++++ Supplied data

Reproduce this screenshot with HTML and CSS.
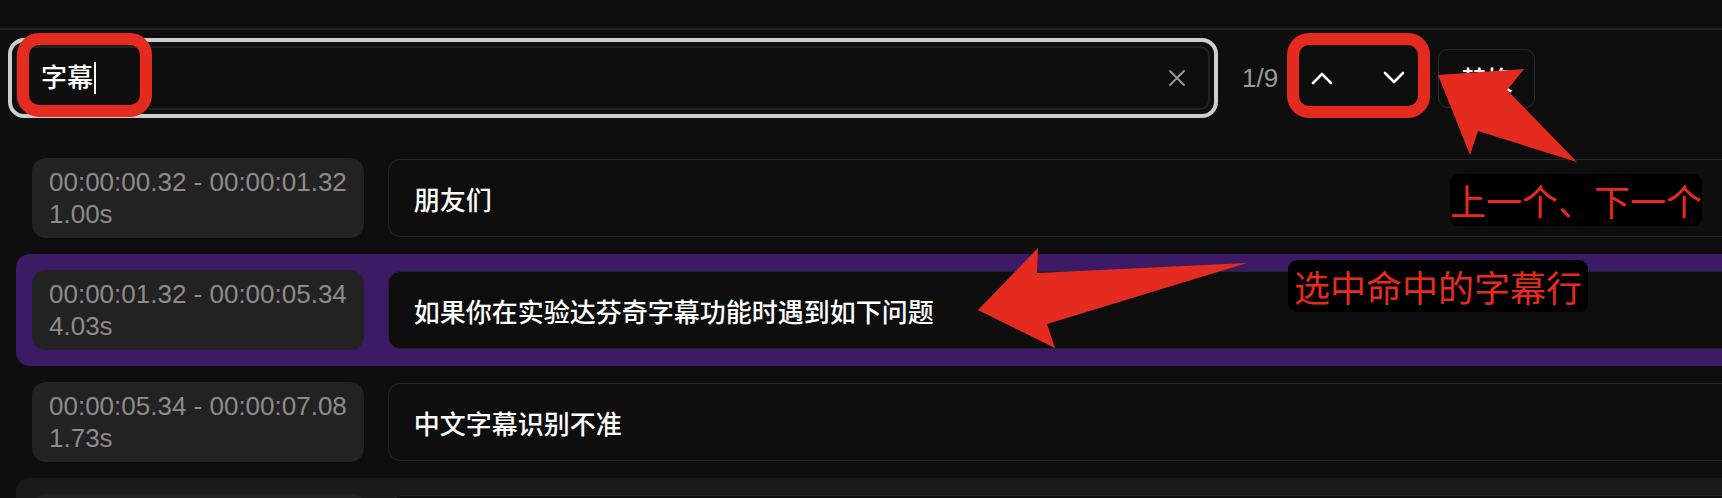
FILE: index.html
```html
<!DOCTYPE html>
<html lang="zh-CN">
<head>
<meta charset="utf-8">
<title>字幕搜索</title>
<link rel="stylesheet" href="styles.css">
</head>
<body>
<div class="page">
  <div class="topbar"></div>

  <div class="search-row">
    <div class="search-ring">
      <div class="search-input">
        <span class="query">字幕</span><span class="caret"></span>
        <span class="spacer"></span>
        <svg class="clear" width="18" height="18" viewBox="0 0 18 18"><path d="M2 2L16 16M16 2L2 16" stroke="#9a9a9a" stroke-width="1.8" fill="none" stroke-linecap="round"/></svg>
      </div>
    </div>
    <span class="count">1/9</span>
    <div class="nav">
      <button class="nav-btn"><svg width="22" height="14" viewBox="0 0 22 14"><polyline points="2,12 11,3 20,12" stroke="#fff" stroke-width="2.6" fill="none" stroke-linecap="round" stroke-linejoin="round"/></svg></button>
      <button class="nav-btn"><svg width="22" height="14" viewBox="0 0 22 14"><polyline points="2,2 11,11 20,2" stroke="#fff" stroke-width="2.6" fill="none" stroke-linecap="round" stroke-linejoin="round"/></svg></button>
    </div>
    <button class="replace">替换</button>
  </div>

  <div class="list">
    <div class="row">
      <div class="time">00:00:00.32 - 00:00:01.32<br>1.00s</div>
      <div class="text-box">朋友们</div>
    </div>
    <div class="row active">
      <div class="time">00:00:01.32 - 00:00:05.34<br>4.03s</div>
      <div class="text-box">如果你在实验达芬奇字幕功能时遇到如下问题</div>
    </div>
    <div class="row">
      <div class="time">00:00:05.34 - 00:00:07.08<br>1.73s</div>
      <div class="text-box">中文字幕识别不准</div>
    </div>
    <div class="row hover">
      <div class="time time-empty"></div>
      <div class="text-box"></div>
    </div>
  </div>

  <div class="hl hl-query"></div>
  <div class="hl hl-nav"></div>
  <svg class="arrows" width="1722" height="498" viewBox="0 0 1722 498">
    <polygon points="1438,75 1524,69 1507,90 1577,162 1478,131 1470,155" fill="#e52b20"/>
    <polygon points="978,310 1038,248 1037,273 1247,263 1047,324 1055,348" fill="#e52b20"/>
  </svg>
  <div class="label label-nav">上一个、下一个</div>
  <div class="label label-row">选中命中的字幕行</div>
</div>
</body>
</html>
```

FILE: styles.css
```css
* { box-sizing: border-box; }

html, body {
  margin: 0;
  padding: 0;
  background: #0e0e0e;
  overflow: hidden;
}

body {
  width: 1722px;
  height: 498px;
  font-family: "Liberation Sans", "Noto Sans CJK SC", sans-serif;
  color: #f2f2f2;
}

.page {
  position: relative;
  width: 1722px;
  height: 498px;
  overflow: hidden;
}

.topbar {
  height: 30px;
  border-bottom: 2px solid #222;
}

.search-row {
  display: flex;
  align-items: center;
  padding-top: 8px;
  padding-left: 8px;
}

.search-ring {
  flex: none;
  width: 1210px;
  height: 80px;
  border: 4px solid #cecece;
  border-radius: 16px;
  padding: 4px;
}

.search-input {
  height: 64px;
  border: 2px solid #222;
  border-radius: 10px;
  display: flex;
  align-items: center;
  padding: 0 22px 0 23px;
}

.query {
  font-size: 26px;
  font-weight: 500;
  color: #fff;
  line-height: 32px;
}

.caret {
  display: inline-block;
  width: 2px;
  height: 32px;
  background: #fff;
  margin-left: 1px;
}

.spacer { flex: 1; }

.clear { display: block; }

.count {
  margin-left: 24px;
  font-size: 26px;
  color: #999;
}

.nav {
  display: flex;
  gap: 24px;
  margin-left: 20px;
}

.nav-btn {
  width: 48px;
  height: 48px;
  border: 0;
  padding: 0;
  background: transparent;
  display: flex;
  align-items: center;
  justify-content: center;
}

.replace {
  margin-left: 20px;
  width: 97px;
  height: 59px;
  background: transparent;
  border: 1.5px solid #2a2a2a;
  border-radius: 10px;
  font-family: "Liberation Sans", "Noto Sans CJK SC", sans-serif;
  font-size: 26px;
  font-weight: 500;
  color: #fff;
  padding: 0;
}

.list {
  margin-top: 24px;
}

.row {
  display: flex;
  align-items: center;
  gap: 24px;
  width: 1900px;
  margin-left: 16px;
  padding: 16px;
  border-radius: 14px;
}

.row.active { background: #3d1a66; }
.row.hover { background: #1a1a1a; }

.time {
  flex: none;
  background: #222;
  border-radius: 14px;
  padding: 8px 17px 8px 17px;
  font-size: 26px;
  line-height: 32px;
  color: #8c8c8c;
  white-space: nowrap;
}

.time-empty {
  width: 334px;
  height: 80px;
}

.text-box {
  flex: 1;
  height: 78px;
  display: flex;
  align-items: center;
  padding: 0 25px;
  border: 1.5px solid #262626;
  border-radius: 12px;
  background: #0e0e0e;
  font-size: 26px;
  font-weight: 500;
  color: #fff;
}

/* annotation overlays */
.hl {
  position: absolute;
  border: 12px solid #e52b20;
  border-radius: 22px;
}

.hl-query { left: 17px; top: 33px; width: 135px; height: 84px; }
.hl-nav { left: 1287px; top: 33px; width: 143px; height: 85px; }

.arrows {
  position: absolute;
  left: 0;
  top: 0;
}

.label {
  position: absolute;
  background: #000;
  border-radius: 9px;
  color: #e52b20;
  font-family: "Noto Sans CJK SC", sans-serif;
  font-size: 36px;
  line-height: 52px;
  height: 52px;
  white-space: nowrap;
}

.label-nav { left: 1450px; top: 174px; width: 252px; padding: 0; }
.label-row { left: 1288px; top: 260px; width: 300px; padding: 0 6px; }
```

++++++++

What this task involves:
Images in the data above are to be skipped. Retype all other material exactly.

Final result:
Reproduce this screenshot with HTML and CSS.
FILE: index.html
```html
<!DOCTYPE html>
<html lang="zh-CN">
<head>
<meta charset="utf-8">
<title>字幕搜索</title>
<link rel="stylesheet" href="styles.css">
</head>
<body>
<div class="page">
  <div class="topbar"></div>

  <div class="search-row">
    <div class="search-ring">
      <div class="search-input">
        <span class="query">字幕</span><span class="caret"></span>
        <span class="spacer"></span>
        <svg class="clear" width="18" height="18" viewBox="0 0 18 18"><path d="M2 2L16 16M16 2L2 16" stroke="#9a9a9a" stroke-width="1.8" fill="none" stroke-linecap="round"/></svg>
      </div>
    </div>
    <span class="count">1/9</span>
    <div class="nav">
      <button class="nav-btn"><svg width="22" height="14" viewBox="0 0 22 14"><polyline points="2,12 11,3 20,12" stroke="#fff" stroke-width="2.6" fill="none" stroke-linecap="round" stroke-linejoin="round"/></svg></button>
      <button class="nav-btn"><svg width="22" height="14" viewBox="0 0 22 14"><polyline points="2,2 11,11 20,2" stroke="#fff" stroke-width="2.6" fill="none" stroke-linecap="round" stroke-linejoin="round"/></svg></button>
    </div>
    <button class="replace">替换</button>
  </div>

  <div class="list">
    <div class="row">
      <div class="time">00:00:00.32 - 00:00:01.32<br>1.00s</div>
      <div class="text-box">朋友们</div>
    </div>
    <div class="row active">
      <div class="time">00:00:01.32 - 00:00:05.34<br>4.03s</div>
      <div class="text-box">如果你在实验达芬奇字幕功能时遇到如下问题</div>
    </div>
    <div class="row">
      <div class="time">00:00:05.34 - 00:00:07.08<br>1.73s</div>
      <div class="text-box">中文字幕识别不准</div>
    </div>
    <div class="row hover">
      <div class="time time-empty"></div>
      <div class="text-box"></div>
    </div>
  </div>

  <div class="hl hl-query"></div>
  <div class="hl hl-nav"></div>
  <svg class="arrows" width="1722" height="498" viewBox="0 0 1722 498">
    <polygon points="1438,75 1524,69 1507,90 1577,162 1478,131 1470,155" fill="#e52b20"/>
    <polygon points="978,310 1038,248 1037,273 1247,263 1047,324 1055,348" fill="#e52b20"/>
  </svg>
  <div class="label label-nav">上一个、下一个</div>
  <div class="label label-row">选中命中的字幕行</div>
</div>
</body>
</html>
```

FILE: styles.css
```css
* { box-sizing: border-box; }

html, body {
  margin: 0;
  padding: 0;
  background: #0e0e0e;
  overflow: hidden;
}

body {
  width: 1722px;
  height: 498px;
  font-family: "Liberation Sans", "Noto Sans CJK SC", sans-serif;
  color: #f2f2f2;
}

.page {
  position: relative;
  width: 1722px;
  height: 498px;
  overflow: hidden;
}

.topbar {
  height: 30px;
  border-bottom: 2px solid #222;
}

.search-row {
  display: flex;
  align-items: center;
  padding-top: 8px;
  padding-left: 8px;
}

.search-ring {
  flex: none;
  width: 1210px;
  height: 80px;
  border: 4px solid #cecece;
  border-radius: 16px;
  padding: 4px;
}

.search-input {
  height: 64px;
  border: 2px solid #222;
  border-radius: 10px;
  display: flex;
  align-items: center;
  padding: 0 22px 0 23px;
}

.query {
  font-size: 26px;
  font-weight: 500;
  color: #fff;
  line-height: 32px;
}

.caret {
  display: inline-block;
  width: 2px;
  height: 32px;
  background: #fff;
  margin-left: 1px;
}

.spacer { flex: 1; }

.clear { display: block; }

.count {
  margin-left: 24px;
  font-size: 26px;
  color: #999;
}

.nav {
  display: flex;
  gap: 24px;
  margin-left: 20px;
}

.nav-btn {
  width: 48px;
  height: 48px;
  border: 0;
  padding: 0;
  background: transparent;
  display: flex;
  align-items: center;
  justify-content: center;
}

.replace {
  margin-left: 20px;
  width: 97px;
  height: 59px;
  background: transparent;
  border: 1.5px solid #2a2a2a;
  border-radius: 10px;
  font-family: "Liberation Sans", "Noto Sans CJK SC", sans-serif;
  font-size: 26px;
  font-weight: 500;
  color: #fff;
  padding: 0;
}

.list {
  margin-top: 24px;
}

.row {
  display: flex;
  align-items: center;
  gap: 24px;
  width: 1900px;
  margin-left: 16px;
  padding: 16px;
  border-radius: 14px;
}

.row.active { background: #3d1a66; }
.row.hover { background: #1a1a1a; }

.time {
  flex: none;
  background: #222;
  border-radius: 14px;
  padding: 8px 17px 8px 17px;
  font-size: 26px;
  line-height: 32px;
  color: #8c8c8c;
  white-space: nowrap;
}

.time-empty {
  width: 334px;
  height: 80px;
}

.text-box {
  flex: 1;
  height: 78px;
  display: flex;
  align-items: center;
  padding: 0 25px;
  border: 1.5px solid #262626;
  border-radius: 12px;
  background: #0e0e0e;
  font-size: 26px;
  font-weight: 500;
  color: #fff;
}

/* annotation overlays */
.hl {
  position: absolute;
  border: 12px solid #e52b20;
  border-radius: 22px;
}

.hl-query { left: 17px; top: 33px; width: 135px; height: 84px; }
.hl-nav { left: 1287px; top: 33px; width: 143px; height: 85px; }

.arrows {
  position: absolute;
  left: 0;
  top: 0;
}

.label {
  position: absolute;
  background: #000;
  border-radius: 9px;
  color: #e52b20;
  font-family: "Noto Sans CJK SC", sans-serif;
  font-size: 36px;
  line-height: 52px;
  height: 52px;
  white-space: nowrap;
}

.label-nav { left: 1450px; top: 174px; width: 252px; padding: 0; }
.label-row { left: 1288px; top: 260px; width: 300px; padding: 0 6px; }
```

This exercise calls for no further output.